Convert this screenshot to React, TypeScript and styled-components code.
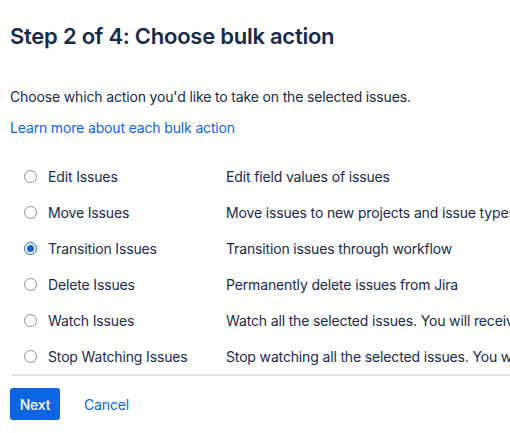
import React, { useState } from "react";
import styled, { createGlobalStyle } from "styled-components";

const Global = createGlobalStyle`
  html, body { margin: 0; padding: 0; background: #fff; overflow: hidden; }
  body { font-family: Inter, "Noto Sans", sans-serif; color: #172B4D; letter-spacing: -0.15px; }
`;

const Page = styled.div`
  padding: 22px 0 0 10px;
  width: 700px;
`;

const Heading = styled.h1`
  margin: 0;
  font-size: 22px;
  line-height: 28px;
  font-weight: 600;
  letter-spacing: -0.25px;
  color: #172B4D;
`;

const Intro = styled.p`
  margin: 37px 0 0;
  font-size: 14px;
  line-height: 20px;
`;

const Link = styled.a`
  display: block;
  margin-top: 11px;
  font-size: 14px;
  line-height: 20px;
  color: #0C66E4;
  text-decoration: none;
`;

const Options = styled.div`
  margin-top: 20px;
  margin-left: 2px;
  border-bottom: 2px solid #DFE1E6;
  display: grid;
  grid-template-columns: 36px 178px 1fr;
`;

const Row = styled.label`
  display: contents;
  cursor: pointer;
`;

const Cell = styled.div`
  height: 36px;
  display: flex;
  align-items: center;
  font-size: 14px;
  white-space: nowrap;
  color: #172B4D;
`;

const RadioCell = styled(Cell)`
  padding-left: 12px;
`;

const Radio = styled.span<{ $checked: boolean }>`
  box-sizing: border-box;
  width: 13px;
  height: 13px;
  border-radius: 50%;
  border: ${(p) => (p.$checked ? "1.5px solid #0C66E4" : "1px solid #8C8F94")};
  background: #fff;
  display: flex;
  align-items: center;
  justify-content: center;
  &::after {
    content: "";
    width: 7px;
    height: 7px;
    border-radius: 50%;
    background: ${(p) => (p.$checked ? "#0C66E4" : "transparent")};
  }
`;

const Actions = styled.div`
  display: flex;
  align-items: center;
  gap: 24px;
  margin-top: 12px;
`;

const Primary = styled.button`
  height: 32px;
  width: 50px;
  border: none;
  border-radius: 3px;
  background: #0C66E4;
  color: #fff;
  font-family: inherit;
  letter-spacing: inherit;
  font-size: 14px;
  font-weight: 500;
  padding: 0;
`;

const Subtle = styled.button`
  height: 32px;
  border: none;
  background: transparent;
  color: #0C66E4;
  font-family: inherit;
  letter-spacing: inherit;
  font-size: 14px;
  padding: 0;
`;

const options = [
  ["Edit Issues", "Edit field values of issues"],
  ["Move Issues", "Move issues to new projects and issue types"],
  ["Transition Issues", "Transition issues through workflow"],
  ["Delete Issues", "Permanently delete issues from Jira"],
  ["Watch Issues", "Watch all the selected issues. You will receive notifications when any of the issues are updated"],
  ["Stop Watching Issues", "Stop watching all the selected issues. You will no longer receive notifications"],
];

export default function App() {
  const [sel, setSel] = useState(2);
  return (
    <Page>
      <Global />
      <Heading>Step 2 of 4: Choose bulk action</Heading>
      <Intro>Choose which action you'd like to take on the selected issues.</Intro>
      <Link href="#">Learn more about each bulk action</Link>
      <Options>
        {options.map(([label, desc], i) => (
          <Row key={label} onClick={() => setSel(i)}>
            <RadioCell>
              <Radio $checked={sel === i} />
            </RadioCell>
            <Cell>{label}</Cell>
            <Cell>{desc}</Cell>
          </Row>
        ))}
      </Options>
      <Actions>
        <Primary>Next</Primary>
        <Subtle>Cancel</Subtle>
      </Actions>
    </Page>
  );
}
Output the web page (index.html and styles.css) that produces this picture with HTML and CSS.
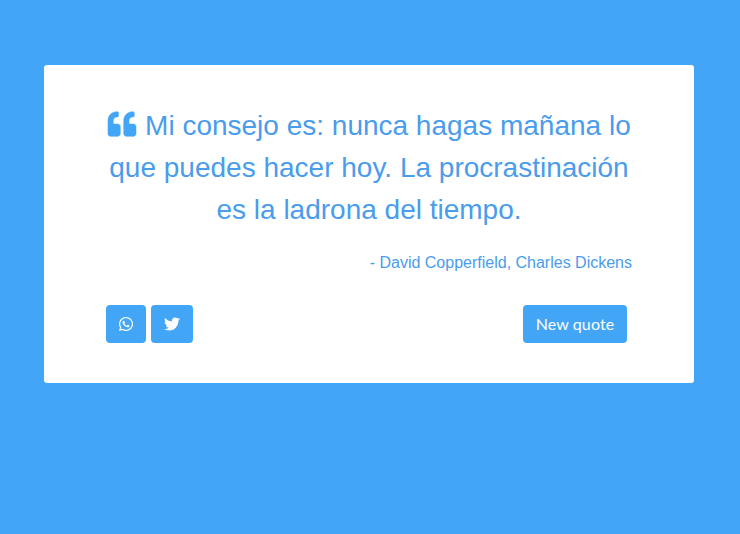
FILE: index.html
```html
<!DOCTYPE html>
<html lang="es">
<head>
<meta charset="utf-8">
<title>Random quote</title>
<link rel="stylesheet" href="styles.css">
</head>
<body>
<main class="card">
  <p class="quote"><svg class="quote-icon" viewBox="0 0 512 512" aria-hidden="true"><path d="M464 256h-80v-64c0-35.3 28.7-64 64-64h8c13.3 0 24-10.7 24-24V56c0-13.3-10.7-24-24-24h-8c-88.4 0-160 71.6-160 160v240c0 26.5 21.5 48 48 48h128c26.5 0 48-21.5 48-48V304c0-26.5-21.5-48-48-48zm-288 0H96v-64c0-35.3 28.7-64 64-64h8c13.3 0 24-10.7 24-24V56c0-13.3-10.7-24-24-24h-8C71.6 32 0 103.6 0 192v240c0 26.5 21.5 48 48 48h128c26.5 0 48-21.5 48-48V304c0-26.5-21.5-48-48-48z"/></svg> Mi consejo es: nunca hagas mañana lo que puedes hacer hoy. La procrastinación es la ladrona del tiempo.</p>
  <p class="author">- David Copperfield, Charles Dickens</p>
  <div class="actions">
    <div class="share">
      <a class="btn btn-wa" href="#" aria-label="WhatsApp"><svg class="icon-wa" viewBox="0 0 448 512" aria-hidden="true"><path d="M380.9 97.1C339 55.1 283.2 32 223.9 32c-122.4 0-222 99.6-222 222 0 39.1 10.2 77.3 29.6 111L0 480l117.7-30.9c32.4 17.7 68.9 27 106.1 27h.1c122.3 0 224.1-99.6 224.1-222 0-59.3-25.2-115-67.1-157zm-157 341.6c-33.2 0-65.7-8.9-94-25.7l-6.7-4-69.8 18.3L72 359.2l-4.4-7c-18.5-29.4-28.2-63.3-28.2-98.2 0-101.7 82.8-184.5 184.6-184.5 49.3 0 95.6 19.2 130.4 54.1 34.8 34.9 56.2 81.2 56.1 130.5 0 101.8-84.9 184.6-186.6 184.6zm101.2-138.2c-5.5-2.8-32.8-16.2-37.9-18-5.1-1.9-8.8-2.8-12.5 2.8-3.7 5.6-14.3 18-17.6 21.8-3.2 3.7-6.5 4.2-12 1.4-32.6-16.3-54-29.1-75.5-66-5.7-9.8 5.7-9.1 16.3-30.3 1.8-3.7.9-6.9-.5-9.7-1.4-2.8-12.5-30.1-17.1-41.2-4.5-10.8-9.1-9.3-12.5-9.5-3.2-.2-6.9-.2-10.6-.2-3.7 0-9.7 1.4-14.8 6.9-5.1 5.6-19.4 19-19.4 46.3 0 27.3 19.9 53.7 22.6 57.4 2.8 3.7 39.1 59.7 94.8 83.8 35.2 15.2 49 16.5 66.6 13.9 10.7-1.6 32.8-13.4 37.4-26.4 4.6-13 4.6-24.1 3.2-26.4-1.3-2.5-5-3.9-10.5-6.6z"/></svg></a>
      <a class="btn btn-tw" href="#" aria-label="Twitter"><svg class="icon-tw" viewBox="0 0 512 512" aria-hidden="true"><path d="M459.37 151.716c.325 4.548.325 9.097.325 13.645 0 138.72-105.583 298.558-298.558 298.558-59.452 0-114.68-17.219-161.137-47.106 8.447.974 16.568 1.299 25.34 1.299 49.055 0 94.213-16.568 130.274-44.832-46.132-.975-84.792-31.188-98.112-72.772 6.498.974 12.995 1.624 19.818 1.624 9.421 0 18.843-1.3 27.614-3.573-48.081-9.747-84.143-51.98-84.143-102.985v-1.299c13.969 7.797 30.214 12.67 47.431 13.319-28.264-18.843-46.781-51.005-46.781-87.391 0-19.492 5.197-37.36 14.294-52.954 51.655 63.675 129.3 105.258 216.365 109.807-1.624-7.797-2.599-15.918-2.599-24.04 0-57.828 46.782-104.934 104.934-104.934 30.213 0 57.502 12.67 76.67 33.137 23.715-4.548 46.456-13.32 66.599-25.34-7.798 24.366-24.366 44.833-46.132 57.827 21.117-2.273 41.584-8.122 60.426-16.243-14.292 20.791-32.161 39.308-52.628 54.253z"/></svg></a>
    </div>
    <button class="btn btn-new" type="button">New quote</button>
  </div>
</main>
</body>
</html>
```

FILE: styles.css
```css
html, body {
  margin: 0;
  height: 100%;
}

body {
  background: #42a5f5;
  padding-top: 65px;
  box-sizing: border-box;
  font-family: "Liberation Sans", Arial, sans-serif;
}

.card {
  width: 650px;
  margin-left: 44px;
  box-sizing: border-box;
  padding: 40px 62px;
  background: #fff;
  border-radius: 3px;
}

.quote {
  margin: 0;
  font-size: 28px;
  line-height: 42px;
  text-align: center;
  color: #4a9cec;
}

.quote-icon {
  width: 30px;
  height: 28px;
  fill: #42a5f5;
  stroke: #42a5f5;
  stroke-width: 10;
  vertical-align: -3px;
}

.author {
  margin: 20px 0 0;
  font-size: 16px;
  line-height: 24px;
  text-align: right;
  color: #4a9cec;
}

.actions {
  display: flex;
  justify-content: space-between;
  margin-top: 30px;
  padding-right: 5px;
}

.share {
  display: flex;
  gap: 5px;
}

.btn {
  display: flex;
  align-items: center;
  justify-content: center;
  height: 38px;
  box-sizing: border-box;
  border: 0;
  padding: 0;
  border-radius: 4px;
  background: #42a5f5;
  color: #fff;
}

.btn svg {
  fill: #fff;
  display: block;
}

.btn-wa {
  width: 40px;
}

.icon-wa {
  width: 14px;
  height: 16px;
}

.btn-tw {
  width: 42px;
}

.icon-tw {
  width: 16px;
  height: 16px;
}

.btn-new {
  width: 104px;
  padding-bottom: 2px;
  font-family: Lato, sans-serif;
  font-size: 16px;
  letter-spacing: 0.1px;
}
```
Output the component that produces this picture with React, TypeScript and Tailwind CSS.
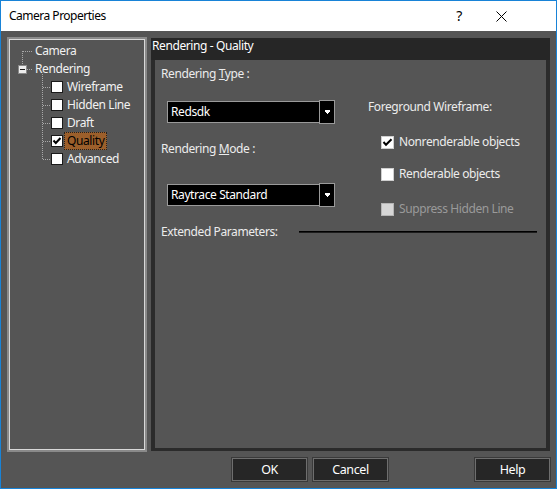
import React from "react";

function TreeBox({ checked }: { checked?: boolean }) {
  return (
    <div className="w-[12px] h-[12px] bg-white border border-[#1a1a1a] flex items-center justify-center shrink-0">
      {checked && (
        <svg width="10" height="10" viewBox="0 0 10 10">
          <polyline points="1.5,4.5 3.8,7 8.5,2" fill="none" stroke="#000" strokeWidth="2" />
        </svg>
      )}
    </div>
  );
}

function OptBox({ checked, disabled }: { checked?: boolean; disabled?: boolean }) {
  return (
    <div
      className={
        disabled
          ? "w-[13px] h-[13px] bg-[#d6d6d6] border border-[#b5b5b5] shrink-0"
          : "w-[13px] h-[13px] bg-white border border-[#cfcfcf] flex items-center justify-center shrink-0"
      }
    >
      {checked && (
        <svg width="11" height="11" viewBox="0 0 11 11">
          <polyline points="1.5,5 4,7.8 9.5,2.2" fill="none" stroke="#000" strokeWidth="2" />
        </svg>
      )}
    </div>
  );
}

function Combo({ value }: { value: string }) {
  return (
    <div className="flex w-[168px] h-[24px] items-center">
      <div className="flex-1 h-[22px] bg-black border border-[#9a9a9a] border-r-0 flex items-center pl-[3px] text-white">
        {value}
      </div>
      <div className="w-[16px] h-[24px] bg-black border border-[#9a9a9a] flex items-center justify-center">
        <svg width="5" height="4" viewBox="0 0 5 4" shapeRendering="crispEdges">
          <rect x="0" y="0" width="5" height="2" fill="#fff" />
          <rect x="1" y="2" width="3" height="1" fill="#fff" />
          <rect x="2" y="3" width="1" height="1" fill="#fff" />
        </svg>
      </div>
    </div>
  );
}

function Btn({ label, className }: { label: string; className?: string }) {
  return (
    <div
      className={
        "w-[75px] h-[23px] bg-[#262626] border border-[#6e6e6e] outline outline-1 outline-[#3a3a3a] flex items-center justify-center text-white text-[12.5px] " +
        (className ?? "")
      }
    >
      {label}
    </div>
  );
}

export default function App() {
  const children = ["Wireframe", "Hidden Line", "Draft", "Quality", "Advanced"];
  return (
    <div className="w-[557px] h-[489px] border border-[#1883d7] flex flex-col font-['Noto_Sans',sans-serif] text-[12px] leading-[16px] tracking-[-0.4px] overflow-hidden">
      {/* Title bar */}
      <div className="h-[30px] bg-white flex items-center shrink-0">
        <div className="pl-[8px] text-black text-[12px] tracking-[-0.5px]">Camera Properties</div>
        <div className="ml-auto w-[30px] text-center text-black text-[14px] mr-[12px]">?</div>
        <div className="w-[30px] flex items-center justify-center mr-[40px]">
          <svg width="11" height="11" viewBox="0 0 11 11">
            <line x1="0.5" y1="0.5" x2="10.5" y2="10.5" stroke="#000" strokeWidth="1" />
            <line x1="10.5" y1="0.5" x2="0.5" y2="10.5" stroke="#000" strokeWidth="1" />
          </svg>
        </div>
      </div>

      {/* Body */}
      <div className="flex-1 bg-[#555555] flex flex-col pl-[6px] pt-[6px]">
        <div className="flex items-start gap-[4px]">
          {/* Tree panel */}
          <div className="w-[140px] h-[415px] border-2 border-[#8a8a8a]">
            <div className="w-full h-full border border-[#d8d8d8] relative pt-[2px] text-[#f2f2f2]">
              <svg className="absolute left-0 top-0" width="60" height="130" shapeRendering="crispEdges">
                <g stroke="#a8a8a8" strokeWidth="1" strokeDasharray="1 1" fill="none">
                  <line x1="12.5" y1="11" x2="12.5" y2="25" />
                  <line x1="13" y1="11.5" x2="23" y2="11.5" />
                  <line x1="17" y1="29.5" x2="23" y2="29.5" />
                  <line x1="32.5" y1="34" x2="32.5" y2="120" />
                  <line x1="33" y1="47.5" x2="41" y2="47.5" />
                  <line x1="33" y1="65.5" x2="41" y2="65.5" />
                  <line x1="33" y1="83.5" x2="41" y2="83.5" />
                  <line x1="33" y1="101.5" x2="41" y2="101.5" />
                  <line x1="33" y1="119.5" x2="41" y2="119.5" />
                </g>
                <rect x="8.5" y="25.5" width="8" height="8" fill="#ededed" stroke="#8a8a8a" />
                <line x1="10" y1="29.5" x2="15" y2="29.5" stroke="#1a1a1a" />
              </svg>
              <div className="h-[18px] flex items-center pl-[25px]">Camera</div>
              <div className="h-[18px] flex items-center pl-[25px]">Rendering</div>
              {children.map((c) => (
                <div key={c} className="h-[18px] flex items-center pl-[41px]">
                  <TreeBox checked={c === "Quality"} />
                  {c === "Quality" ? (
                    <div className="ml-[1px] h-[18px] flex items-center px-[2px] bg-[#9c5f2b] border border-dotted border-[#222] text-black">
                      {c}
                    </div>
                  ) : (
                    <div className="ml-[4px]">{c}</div>
                  )}
                </div>
              ))}
            </div>
          </div>

          {/* Right frame */}
          <div className="mt-[1px] w-[399px] h-[413px] bg-[#2b2b2b] flex flex-col">
            <div className="h-[22px] bg-[#262626] pl-[1px] text-white shrink-0">Rendering - Quality</div>
            <div className="flex-1 mx-[4px] mb-[3px] bg-[#555555] flex flex-col text-[#ececec]">
              <div className="flex h-[158px]">
                <div className="w-[213px] pl-[6px] pt-[6px] flex flex-col">
                  <div>
                    Rendering <span className="underline">T</span>ype :
                  </div>
                  <div className="mt-[18px] ml-[6px]">
                    <Combo value="Redsdk" />
                  </div>
                  <div className="mt-[17px]">
                    Rendering <span className="underline">M</span>ode :
                  </div>
                  <div className="mt-[26px] ml-[6px]">
                    <Combo value="Raytrace Standard" />
                  </div>
                </div>
                <div className="flex-1 pt-[39px] flex flex-col">
                  <div>Foreground Wireframe:</div>
                  <div className="mt-[19px] ml-[13px] h-[16px] flex items-center gap-[5px]">
                    <OptBox checked />
                    <span>Nonrenderable objects</span>
                  </div>
                  <div className="mt-[16px] ml-[13px] h-[16px] flex items-center gap-[5px]">
                    <OptBox />
                    <span>Renderable objects</span>
                  </div>
                  <div className="mt-[19px] ml-[13px] h-[16px] flex items-center gap-[5px] text-[#9a9a9a]">
                    <OptBox disabled />
                    <span>Suppress Hidden Line</span>
                  </div>
                </div>
              </div>
              <div className="mt-[6px] pl-[6px] flex items-center h-[16px]">
                <span>Extended Parameters:</span>
                <div className="ml-auto mr-[9px] w-[238px] h-[2px] bg-black border-b border-[#1c1c1c]" />
              </div>
            </div>
          </div>
        </div>

        {/* Buttons */}
        <div className="mt-[6px] flex">
          <Btn label="OK" className="ml-[225px]" />
          <Btn label="Cancel" className="ml-[6px]" />
          <Btn label="Help" className="ml-[87px]" />
        </div>
      </div>
    </div>
  );
}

### TASK DESCRIPTION
Collect from the data above every line that includes "Output".

### TASK SOLUTION
Output the web page (index.html and styles.css) that produces this picture with HTML and CSS.
Output the component that produces this picture with React, TypeScript and Tailwind CSS.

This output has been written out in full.